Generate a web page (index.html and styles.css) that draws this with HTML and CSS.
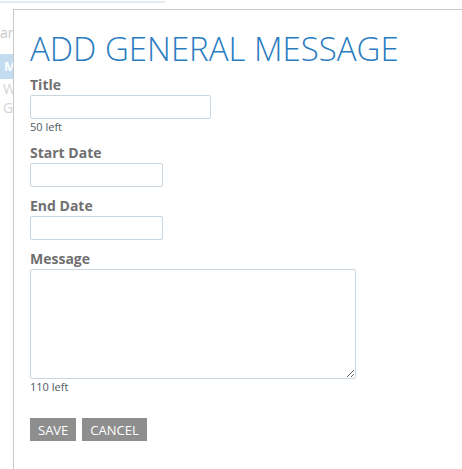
FILE: index.html
```html
<!DOCTYPE html>
<html lang="en">
<head>
    <meta charset="UTF-8">
    <meta name="viewport" content="width=device-width, initial-scale=1.0">
    <title>Add General Message</title>
    <link rel="stylesheet" href="styles.css">
</head>
<body>

    <!-- Page behind the dialog -->
    <div class="page">
        <div class="topbar"></div>
        <div class="sidenav">
            <div class="side-text">an</div>
            <div class="side-active">M</div>
            <div class="side-item">W</div>
            <div class="side-item">G</div>
        </div>
    </div>

    <!-- Dialog -->
    <div class="dialog">
        <h1 class="dialog-title">ADD GENERAL MESSAGE</h1>

        <form class="message-form">
            <label class="field-label" for="title">Title</label>
            <input type="text" id="title" class="input input-wide" maxlength="50">
            <div class="counter">50 left</div>

            <label class="field-label gap-sm" for="start-date">Start Date</label>
            <input type="text" id="start-date" class="input input-date">

            <label class="field-label" for="end-date">End Date</label>
            <input type="text" id="end-date" class="input input-date">

            <label class="field-label" for="message">Message</label>
            <textarea id="message" class="input textarea" maxlength="110"></textarea>
            <div class="counter">110 left</div>

            <div class="actions">
                <button type="button" class="btn">SAVE</button>
                <button type="button" class="btn">CANCEL</button>
            </div>
        </form>
    </div>

</body>
</html>
```

FILE: styles.css
```css
/* Reset styles */
* {
    margin: 0;
    padding: 0;
    box-sizing: border-box;
}

body {
    font-family: 'Open Sans', 'Liberation Sans', sans-serif;
    background-color: #ffffff;
    color: #333;
    width: 462px;
    height: 469px;
    overflow: hidden;
    position: relative;
}

/* Page behind the dialog */
.topbar {
    width: 165px;
    height: 3px;
    border-bottom: 2px solid #e3ebf1;
}

.sidenav {
    padding-top: 20px;
    width: 40px;
}

.side-text {
    font-size: 14px;
    line-height: 20px;
    color: #c9c9c9;
}

.side-active {
    margin-top: 11px;
    height: 25px;
    background-color: #c3dcef;
    color: #ffffff;
    font-weight: bold;
    font-size: 13px;
    line-height: 25px;
    padding-left: 4px;
}

.side-item {
    font-size: 14px;
    line-height: 20px;
    color: #d4d4d4;
    padding-left: 3px;
}

.side-item + .side-item {
    margin-top: -1px;
}

.sidenav .side-item:first-of-type {
    margin-top: 9px;
}

/* Dialog */
.dialog {
    position: absolute;
    left: 13px;
    top: 9px;
    width: 470px;
    height: 480px;
    background-color: #ffffff;
    border: 1px solid #c8c8c8;
    padding: 16px 0 0 16px;
}

.dialog-title {
    font-size: 33px;
    font-weight: 300;
    line-height: 44px;
    color: #2a7cc0;
    padding-top: 1px;
    margin-bottom: -1px;
}

.message-form {
    display: flex;
    flex-direction: column;
    align-items: flex-start;
    margin-top: 5px;
}

.field-label {
    font-size: 14px;
    font-weight: bold;
    line-height: 20px;
    color: #707070;
    margin-top: 9px;
}

.message-form .field-label:first-child {
    margin-top: 0;
}

.field-label.gap-sm {
    margin-top: 8px;
}

.input {
    border: 1px solid #c9d6e0;
    border-radius: 2px;
    background-color: #ffffff;
    font-family: inherit;
    font-size: 13px;
}

.input-wide {
    width: 181px;
    height: 24px;
}

.input-date {
    width: 133px;
    height: 24px;
}

.textarea {
    width: 326px;
    height: 110px;
    resize: both;
}

.counter {
    font-size: 11px;
    line-height: 16px;
    color: #4f5a63;
}

/* Buttons */
.actions {
    display: flex;
    gap: 6px;
    margin-top: 23px;
}

.btn {
    background-color: #8e8e8e;
    color: #ffffff;
    border: none;
    height: 23px;
    padding: 0 8px;
    font-family: inherit;
    font-size: 13px;
    cursor: pointer;
}
```
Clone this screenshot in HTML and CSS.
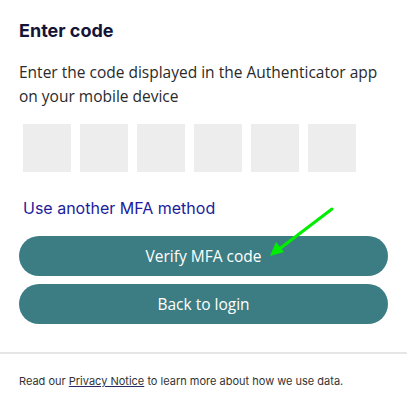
FILE: index.html
```html
<!DOCTYPE html>
<html>
<head>
<meta charset="utf-8">
<link rel="stylesheet" href="styles.css">
</head>
<body>
<main class="card">
  <h1 class="title">Enter code</h1>
  <p class="desc">Enter the code displayed in the Authenticator app on your mobile device</p>
  <div class="inset">
    <div class="code-row">
      <input class="digit" type="text" maxlength="1">
      <input class="digit" type="text" maxlength="1">
      <input class="digit" type="text" maxlength="1">
      <input class="digit" type="text" maxlength="1">
      <input class="digit" type="text" maxlength="1">
      <input class="digit" type="text" maxlength="1">
    </div>
    <a class="alt-link" href="#">Use another MFA method</a>
  </div>
  <div class="actions">
    <button class="btn btn-verify">Verify MFA code
      <svg class="arrow" width="80" height="60" viewBox="0 0 80 60">
        <line x1="70" y1="3" x2="16" y2="44" stroke="#00ee00" stroke-width="3" stroke-linecap="round"/>
        <polygon points="8,50 14,36 22,46" fill="#00ee00"/>
      </svg>
    </button>
    <button class="btn">Back to login</button>
  </div>
</main>
<footer class="footer">
  <p>Read our <a href="#">Privacy Notice</a> to learn more about how we use data.</p>
</footer>
</body>
</html>
```
FILE: styles.css
```css
html, body {
  margin: 0;
  padding: 0;
  background: #fff;
}
body {
  width: 407px;
  height: 408px;
  overflow: hidden;
}
.card {
  padding: 20px 19px 0 19px;
}
.title {
  margin: 0;
  font-family: Inter, sans-serif;
  font-weight: 700;
  font-size: 18px;
  line-height: 22px;
  color: #141437;
}
.desc {
  margin: 18px 0 0;
  font-family: "Open Sans", sans-serif;
  font-size: 15.5px;
  line-height: 24px;
  color: #2a2a2a;
}
.inset {
  padding: 0 4px;
}
.code-row {
  display: flex;
  gap: 9px;
  margin-top: 16px;
}
.digit {
  width: 48px;
  height: 48px;
  box-sizing: border-box;
  border: none;
  background: #ededed;
  margin: 0;
  padding: 0;
}
.alt-link {
  display: block;
  margin-top: 24px;
  font-family: Inter, sans-serif;
  font-size: 16px;
  line-height: 24px;
  color: #1c1c9c;
  text-decoration: none;
}
.actions {
  display: flex;
  flex-direction: column;
  gap: 8px;
  margin-top: 16px;
}
.btn {
  position: relative;
  height: 40px;
  border: none;
  border-radius: 20px;
  background: #3c7d83;
  color: #fff;
  font-family: "Open Sans", sans-serif;
  font-size: 15.5px;
  padding: 0;
}
.arrow {
  position: absolute;
  left: 243px;
  top: -30px;
}
.footer {
  margin-top: 28px;
  border-top: 2px solid #e6e6e6;
  padding: 19px 19px 0;
}
.footer p {
  margin: 0;
  font-family: Inter, sans-serif;
  font-size: 11px;
  line-height: 16px;
  color: #333;
}
.footer a {
  color: #333;
  text-decoration: underline;
  text-decoration-color: #2a2a6a;
}
```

§ §

Set task: Reproduce all the entries that precede this task, word for word, minus any pictures.

The answer:
Generate a web page (index.html and styles.css) that draws this with HTML and CSS.
FILE: index.html
```html
<!DOCTYPE html>
<html lang="en">
<head>
    <meta charset="UTF-8">
    <meta name="viewport" content="width=device-width, initial-scale=1.0">
    <title>Add General Message</title>
    <link rel="stylesheet" href="styles.css">
</head>
<body>

    <!-- Page behind the dialog -->
    <div class="page">
        <div class="topbar"></div>
        <div class="sidenav">
            <div class="side-text">an</div>
            <div class="side-active">M</div>
            <div class="side-item">W</div>
            <div class="side-item">G</div>
        </div>
    </div>

    <!-- Dialog -->
    <div class="dialog">
        <h1 class="dialog-title">ADD GENERAL MESSAGE</h1>

        <form class="message-form">
            <label class="field-label" for="title">Title</label>
            <input type="text" id="title" class="input input-wide" maxlength="50">
            <div class="counter">50 left</div>

            <label class="field-label gap-sm" for="start-date">Start Date</label>
            <input type="text" id="start-date" class="input input-date">

            <label class="field-label" for="end-date">End Date</label>
            <input type="text" id="end-date" class="input input-date">

            <label class="field-label" for="message">Message</label>
            <textarea id="message" class="input textarea" maxlength="110"></textarea>
            <div class="counter">110 left</div>

            <div class="actions">
                <button type="button" class="btn">SAVE</button>
                <button type="button" class="btn">CANCEL</button>
            </div>
        </form>
    </div>

</body>
</html>
```

FILE: styles.css
```css
/* Reset styles */
* {
    margin: 0;
    padding: 0;
    box-sizing: border-box;
}

body {
    font-family: 'Open Sans', 'Liberation Sans', sans-serif;
    background-color: #ffffff;
    color: #333;
    width: 462px;
    height: 469px;
    overflow: hidden;
    position: relative;
}

/* Page behind the dialog */
.topbar {
    width: 165px;
    height: 3px;
    border-bottom: 2px solid #e3ebf1;
}

.sidenav {
    padding-top: 20px;
    width: 40px;
}

.side-text {
    font-size: 14px;
    line-height: 20px;
    color: #c9c9c9;
}

.side-active {
    margin-top: 11px;
    height: 25px;
    background-color: #c3dcef;
    color: #ffffff;
    font-weight: bold;
    font-size: 13px;
    line-height: 25px;
    padding-left: 4px;
}

.side-item {
    font-size: 14px;
    line-height: 20px;
    color: #d4d4d4;
    padding-left: 3px;
}

.side-item + .side-item {
    margin-top: -1px;
}

.sidenav .side-item:first-of-type {
    margin-top: 9px;
}

/* Dialog */
.dialog {
    position: absolute;
    left: 13px;
    top: 9px;
    width: 470px;
    height: 480px;
    background-color: #ffffff;
    border: 1px solid #c8c8c8;
    padding: 16px 0 0 16px;
}

.dialog-title {
    font-size: 33px;
    font-weight: 300;
    line-height: 44px;
    color: #2a7cc0;
    padding-top: 1px;
    margin-bottom: -1px;
}

.message-form {
    display: flex;
    flex-direction: column;
    align-items: flex-start;
    margin-top: 5px;
}

.field-label {
    font-size: 14px;
    font-weight: bold;
    line-height: 20px;
    color: #707070;
    margin-top: 9px;
}

.message-form .field-label:first-child {
    margin-top: 0;
}

.field-label.gap-sm {
    margin-top: 8px;
}

.input {
    border: 1px solid #c9d6e0;
    border-radius: 2px;
    background-color: #ffffff;
    font-family: inherit;
    font-size: 13px;
}

.input-wide {
    width: 181px;
    height: 24px;
}

.input-date {
    width: 133px;
    height: 24px;
}

.textarea {
    width: 326px;
    height: 110px;
    resize: both;
}

.counter {
    font-size: 11px;
    line-height: 16px;
    color: #4f5a63;
}

/* Buttons */
.actions {
    display: flex;
    gap: 6px;
    margin-top: 23px;
}

.btn {
    background-color: #8e8e8e;
    color: #ffffff;
    border: none;
    height: 23px;
    padding: 0 8px;
    font-family: inherit;
    font-size: 13px;
    cursor: pointer;
}
```
Clone this screenshot in HTML and CSS.
FILE: index.html
```html
<!DOCTYPE html>
<html>
<head>
<meta charset="utf-8">
<link rel="stylesheet" href="styles.css">
</head>
<body>
<main class="card">
  <h1 class="title">Enter code</h1>
  <p class="desc">Enter the code displayed in the Authenticator app on your mobile device</p>
  <div class="inset">
    <div class="code-row">
      <input class="digit" type="text" maxlength="1">
      <input class="digit" type="text" maxlength="1">
      <input class="digit" type="text" maxlength="1">
      <input class="digit" type="text" maxlength="1">
      <input class="digit" type="text" maxlength="1">
      <input class="digit" type="text" maxlength="1">
    </div>
    <a class="alt-link" href="#">Use another MFA method</a>
  </div>
  <div class="actions">
    <button class="btn btn-verify">Verify MFA code
      <svg class="arrow" width="80" height="60" viewBox="0 0 80 60">
        <line x1="70" y1="3" x2="16" y2="44" stroke="#00ee00" stroke-width="3" stroke-linecap="round"/>
        <polygon points="8,50 14,36 22,46" fill="#00ee00"/>
      </svg>
    </button>
    <button class="btn">Back to login</button>
  </div>
</main>
<footer class="footer">
  <p>Read our <a href="#">Privacy Notice</a> to learn more about how we use data.</p>
</footer>
</body>
</html>
```
FILE: styles.css
```css
html, body {
  margin: 0;
  padding: 0;
  background: #fff;
}
body {
  width: 407px;
  height: 408px;
  overflow: hidden;
}
.card {
  padding: 20px 19px 0 19px;
}
.title {
  margin: 0;
  font-family: Inter, sans-serif;
  font-weight: 700;
  font-size: 18px;
  line-height: 22px;
  color: #141437;
}
.desc {
  margin: 18px 0 0;
  font-family: "Open Sans", sans-serif;
  font-size: 15.5px;
  line-height: 24px;
  color: #2a2a2a;
}
.inset {
  padding: 0 4px;
}
.code-row {
  display: flex;
  gap: 9px;
  margin-top: 16px;
}
.digit {
  width: 48px;
  height: 48px;
  box-sizing: border-box;
  border: none;
  background: #ededed;
  margin: 0;
  padding: 0;
}
.alt-link {
  display: block;
  margin-top: 24px;
  font-family: Inter, sans-serif;
  font-size: 16px;
  line-height: 24px;
  color: #1c1c9c;
  text-decoration: none;
}
.actions {
  display: flex;
  flex-direction: column;
  gap: 8px;
  margin-top: 16px;
}
.btn {
  position: relative;
  height: 40px;
  border: none;
  border-radius: 20px;
  background: #3c7d83;
  color: #fff;
  font-family: "Open Sans", sans-serif;
  font-size: 15.5px;
  padding: 0;
}
.arrow {
  position: absolute;
  left: 243px;
  top: -30px;
}
.footer {
  margin-top: 28px;
  border-top: 2px solid #e6e6e6;
  padding: 19px 19px 0;
}
.footer p {
  margin: 0;
  font-family: Inter, sans-serif;
  font-size: 11px;
  line-height: 16px;
  color: #333;
}
.footer a {
  color: #333;
  text-decoration: underline;
  text-decoration-color: #2a2a6a;
}
```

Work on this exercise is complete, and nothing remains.